Primary cilia are microtubule-based organelles that extend from the surface of most vertebrate cells (Fig. 1). Our genetic studies revealed that Hedgehog signaling in mammals depends on this organelle. Because aberrant Hedgehog signaling causes human tumors and because there is a large set of human inherited syndromes (the ciliopathies) that disrupt primary cilia, we study the mechanisms that link Hedgehog signaling to the primary cilium and that control cilia formation.

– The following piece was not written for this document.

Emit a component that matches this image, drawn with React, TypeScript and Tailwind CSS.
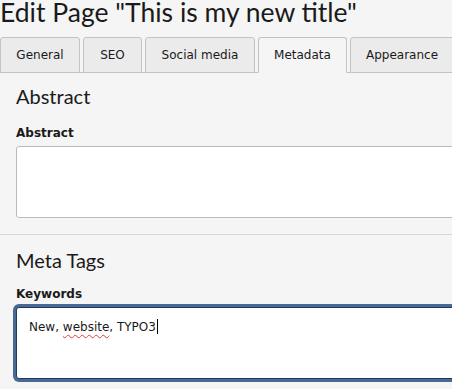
import React from 'react';

const tabs = [
  { label: 'General', w: 'w-[80px]' },
  { label: 'SEO', w: 'w-[59px]' },
  { label: 'Social media', w: 'w-[110px]' },
  { label: 'Metadata', w: 'w-[89px]', active: true },
  { label: 'Appearance', w: 'w-[104px]' },
];

const Field = ({ label, value, focused }: { label: string; value?: string; focused?: boolean }) => (
  <div className="pl-4">
    <label className="block text-[12px] font-bold leading-[18px] text-[#1a1a1a]">{label}</label>
    <div
      className={
        focused
          ? 'mt-[4px] h-[72px] w-[500px] rounded-[3px] border border-[#1d3a66] bg-white px-3 py-[8px] text-[12px] leading-[18px] text-[#1a1a1a] shadow-[0_0_0_3px_#4a6891]'
          : 'mt-[4px] h-[72px] w-[500px] rounded-[3px] border border-[#bbbbbb] bg-white'
      }
    >
      {value && (
        <span>
          New, <span className="underline decoration-wavy decoration-[#e53935] decoration-1 underline-offset-[3px]">website</span>, TYPO3
          <span className="ml-px inline-block h-[15px] w-px translate-y-[3px] bg-black" />
        </span>
      )}
    </div>
  </div>
);

export default function App() {
  return (
    <div className="h-[389px] w-[452px] overflow-hidden bg-[#f5f5f5] font-['DejaVu_Sans',Verdana,sans-serif] text-[#1a1a1a]">
      <h1 className="whitespace-nowrap font-['Lato','Open_Sans',sans-serif] text-[26.5px] leading-[24px] text-[#1a1a1a]">
        Edit Page "This is my new title"
      </h1>

      <div className="mt-[13px] flex gap-[3px] border-b border-[#c3c3c3]">
        {tabs.map((t) => (
          <div
            key={t.label}
            className={`${t.w} -mb-px flex h-[36px] shrink-0 items-center justify-center rounded-t-[3px] border border-[#c3c3c3] text-[12px] ${
              t.active ? 'border-b-[#f5f5f5] bg-[#f5f5f5]' : 'bg-[#ebebeb]'
            }`}
          >
            {t.label}
          </div>
        ))}
      </div>

      <h2 className="mt-[11px] px-4 font-['Lato',sans-serif] text-[20px] leading-[24px]">Abstract</h2>
      <div className="mt-[16px]">
        <Field label="Abstract" />
      </div>

      <hr className="mt-[16px] border-t border-[#d7d7d7]" />

      <h2 className="mt-[13px] px-4 font-['Lato',sans-serif] text-[20px] leading-[24px]">Meta Tags</h2>
      <div className="mt-[13px]">
        <Field label="Keywords" value="x" focused />
      </div>
    </div>
  );
}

Changes in cilia structure in different ways have distinct effects on Hedgehog signaling. For example, KIF7 is an evolutionarily conserved component of the Hh signaling pathway that is required to relay signals from the membrane protein Smoothened (Smo) to the transcription factors of the Ci/Gli family, and mouse Kif7 mutants show a mild expansion of Hh-dependent cell types in the neural tube (Fig. 1A). Mouse Kif7 mutants also make long, abnormal cilia (Fig. 1B). We showed that purified KIF7 protein binds directly to the plus-ends of growing microtubules, where it controls microtubule dynamics. In vivo, KIF7 localizes to cilia tips, where it organizes a compartment where Gli activation can be correctly regulated by Hh ligand (He et al., 2014).
The lab is currently interested in defining the signals that control whether or not cells in the animal make cilia. For example, we identified Tau Tubulin Kinase 2 (TTBK2) as an essential regulator of the initiation of ciliogenesis (Goetz et al., 2012). To study the control of cilia formation, we generated double transgenic animals in which cilia are marked with a red fluorescent protein and the basal bodies that template cilia are marked with green fluorescent protein. These studies have led us to discover that ciliogenesis is regulated by lineage-specific mechanisms that are recapitulated in stem cells derived from specific embryonic lineages (Bangs et al., 2015).
We continue to identify and characterize new mutations that affect neural patterning and ciliogenesis.